#### [Given information]
..............................

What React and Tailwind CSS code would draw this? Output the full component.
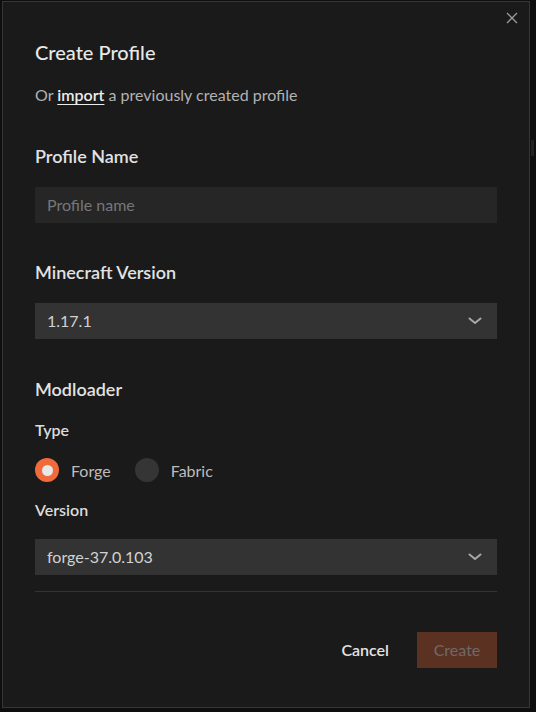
import React, { useState } from "react";

const Chevron = () => (
  <svg width="14" height="8" viewBox="0 0 14 8" fill="none" className="shrink-0">
    <path d="M1.5 1.5 L7 6 L12.5 1.5" stroke="#a8a8a8" strokeWidth="2" strokeLinecap="round" strokeLinejoin="round" />
  </svg>
);

const SelectBox = ({ value }) => (
  <div className="flex h-[36px] w-full items-center justify-between bg-[#333333] pl-3 pr-[15px] text-[16px] text-[#d2d2d2]">
    <span>{value}</span>
    <Chevron />
  </div>
);

const Radio = ({ label, checked, onClick }) => (
  <button onClick={onClick} className="flex items-center gap-3 mr-6">
    <span
      className={
        checked
          ? "flex h-6 w-6 items-center justify-center rounded-full bg-[#f06a3b]"
          : "flex h-6 w-6 items-center justify-center rounded-full bg-[#353535]"
      }
    >
      {checked && <span className="h-[11px] w-[11px] rounded-full bg-[#e8e8e8]" />}
    </span>
    <span className="text-[16px] leading-[1.2] text-[#bcbcbc]">{label}</span>
  </button>
);

const App = () => {
  const [loader, setLoader] = useState("forge");
  const [name, setName] = useState("");

  return (
    <div className="relative h-[712px] w-[536px] overflow-hidden bg-[#0e0e0e] font-[Lato,sans-serif]">
      {/* sliver of the page behind the overlay */}
      <div className="absolute left-[531px] top-[140px] h-4 w-[3px] bg-[#232323]" />

      <div className="relative ml-[2px] mt-[1px] flex h-[707px] w-[528px] flex-col border border-[#363636] bg-[#1a1a1a] px-8 pt-[38px]">
        <button className="absolute right-[10px] top-[9px] p-[1px]">
          <svg width="12" height="12" viewBox="0 0 12 12" fill="none">
            <path d="M1 1 L11 11 M11 1 L1 11" stroke="#9a9a9a" strokeWidth="1.3" />
          </svg>
        </button>

        <h1 className="text-[20px] font-medium leading-[1.2] text-[#e8e8e8]">Create Profile</h1>
        <p className="mt-[21px] text-[16px] leading-[1.2] text-[#b2b2b2]">
          Or{" "}
          <span className="font-semibold text-[#ececec] underline underline-offset-[3px]">import</span>{" "}
          a previously created profile
        </p>

        {/* Profile name */}
        <h2 className="mt-[42px] text-[18px] font-semibold leading-[1.2] text-[#e2e2e2]">Profile Name</h2>
        <input
          value={name}
          onChange={e => setName(e.target.value)}
          placeholder="Profile name"
          className="mt-[19px] h-[36px] w-full bg-[#262626] px-3 text-[16px] text-[#d2d2d2] outline-none placeholder:text-[#777777]"
        />

        {/* Minecraft version */}
        <h2 className="mt-[39px] text-[18px] font-semibold leading-[1.2] text-[#e2e2e2]">Minecraft Version</h2>
        <div className="mt-[20px]">
          <SelectBox value="1.17.1" />
        </div>

        {/* Modloader */}
        <h2 className="mt-[40px] text-[18px] font-semibold leading-[1.2] text-[#e2e2e2]">Modloader</h2>
        <h3 className="mt-[19px] text-[16px] font-semibold leading-[1.2] text-[#dcdcdc]">Type</h3>
        <div className="mt-[19px] flex items-center">
          <Radio label="Forge" checked={loader === "forge"} onClick={() => setLoader("forge")} />
          <Radio label="Fabric" checked={loader === "fabric"} onClick={() => setLoader("fabric")} />
        </div>
        <h3 className="mt-[18px] text-[16px] font-semibold leading-[1.2] text-[#dcdcdc]">Version</h3>
        <div className="mt-[20px]">
          <SelectBox value="forge-37.0.103" />
        </div>

        <div className="mt-[16px] h-px w-full bg-[#333333]" />

        <div className="mt-[40px] flex items-center justify-end gap-[28px]">
          <button className="text-[16px] font-semibold text-[#e4e4e4]">Cancel</button>
          <button disabled className="h-[36px] w-[80px] bg-[#5b3121] text-[16px] text-[#6e6a68]">
            Create
          </button>
        </div>
      </div>
    </div>
  );
};

export default App;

..............................

#### [What this task involves]
Leave the pictures out and output the rest of the listing exactly.

#### [Written reply]
What React and Tailwind CSS code would draw this? Output the full component.
import React, { useState } from "react";

const Chevron = () => (
  <svg width="14" height="8" viewBox="0 0 14 8" fill="none" className="shrink-0">
    <path d="M1.5 1.5 L7 6 L12.5 1.5" stroke="#a8a8a8" strokeWidth="2" strokeLinecap="round" strokeLinejoin="round" />
  </svg>
);

const SelectBox = ({ value }) => (
  <div className="flex h-[36px] w-full items-center justify-between bg-[#333333] pl-3 pr-[15px] text-[16px] text-[#d2d2d2]">
    <span>{value}</span>
    <Chevron />
  </div>
);

const Radio = ({ label, checked, onClick }) => (
  <button onClick={onClick} className="flex items-center gap-3 mr-6">
    <span
      className={
        checked
          ? "flex h-6 w-6 items-center justify-center rounded-full bg-[#f06a3b]"
          : "flex h-6 w-6 items-center justify-center rounded-full bg-[#353535]"
      }
    >
      {checked && <span className="h-[11px] w-[11px] rounded-full bg-[#e8e8e8]" />}
    </span>
    <span className="text-[16px] leading-[1.2] text-[#bcbcbc]">{label}</span>
  </button>
);

const App = () => {
  const [loader, setLoader] = useState("forge");
  const [name, setName] = useState("");

  return (
    <div className="relative h-[712px] w-[536px] overflow-hidden bg-[#0e0e0e] font-[Lato,sans-serif]">
      {/* sliver of the page behind the overlay */}
      <div className="absolute left-[531px] top-[140px] h-4 w-[3px] bg-[#232323]" />

      <div className="relative ml-[2px] mt-[1px] flex h-[707px] w-[528px] flex-col border border-[#363636] bg-[#1a1a1a] px-8 pt-[38px]">
        <button className="absolute right-[10px] top-[9px] p-[1px]">
          <svg width="12" height="12" viewBox="0 0 12 12" fill="none">
            <path d="M1 1 L11 11 M11 1 L1 11" stroke="#9a9a9a" strokeWidth="1.3" />
          </svg>
        </button>

        <h1 className="text-[20px] font-medium leading-[1.2] text-[#e8e8e8]">Create Profile</h1>
        <p className="mt-[21px] text-[16px] leading-[1.2] text-[#b2b2b2]">
          Or{" "}
          <span className="font-semibold text-[#ececec] underline underline-offset-[3px]">import</span>{" "}
          a previously created profile
        </p>

        {/* Profile name */}
        <h2 className="mt-[42px] text-[18px] font-semibold leading-[1.2] text-[#e2e2e2]">Profile Name</h2>
        <input
          value={name}
          onChange={e => setName(e.target.value)}
          placeholder="Profile name"
          className="mt-[19px] h-[36px] w-full bg-[#262626] px-3 text-[16px] text-[#d2d2d2] outline-none placeholder:text-[#777777]"
        />

        {/* Minecraft version */}
        <h2 className="mt-[39px] text-[18px] font-semibold leading-[1.2] text-[#e2e2e2]">Minecraft Version</h2>
        <div className="mt-[20px]">
          <SelectBox value="1.17.1" />
        </div>

        {/* Modloader */}
        <h2 className="mt-[40px] text-[18px] font-semibold leading-[1.2] text-[#e2e2e2]">Modloader</h2>
        <h3 className="mt-[19px] text-[16px] font-semibold leading-[1.2] text-[#dcdcdc]">Type</h3>
        <div className="mt-[19px] flex items-center">
          <Radio label="Forge" checked={loader === "forge"} onClick={() => setLoader("forge")} />
          <Radio label="Fabric" checked={loader === "fabric"} onClick={() => setLoader("fabric")} />
        </div>
        <h3 className="mt-[18px] text-[16px] font-semibold leading-[1.2] text-[#dcdcdc]">Version</h3>
        <div className="mt-[20px]">
          <SelectBox value="forge-37.0.103" />
        </div>

        <div className="mt-[16px] h-px w-full bg-[#333333]" />

        <div className="mt-[40px] flex items-center justify-end gap-[28px]">
          <button className="text-[16px] font-semibold text-[#e4e4e4]">Cancel</button>
          <button disabled className="h-[36px] w-[80px] bg-[#5b3121] text-[16px] text-[#6e6a68]">
            Create
          </button>
        </div>
      </div>
    </div>
  );
};

export default App;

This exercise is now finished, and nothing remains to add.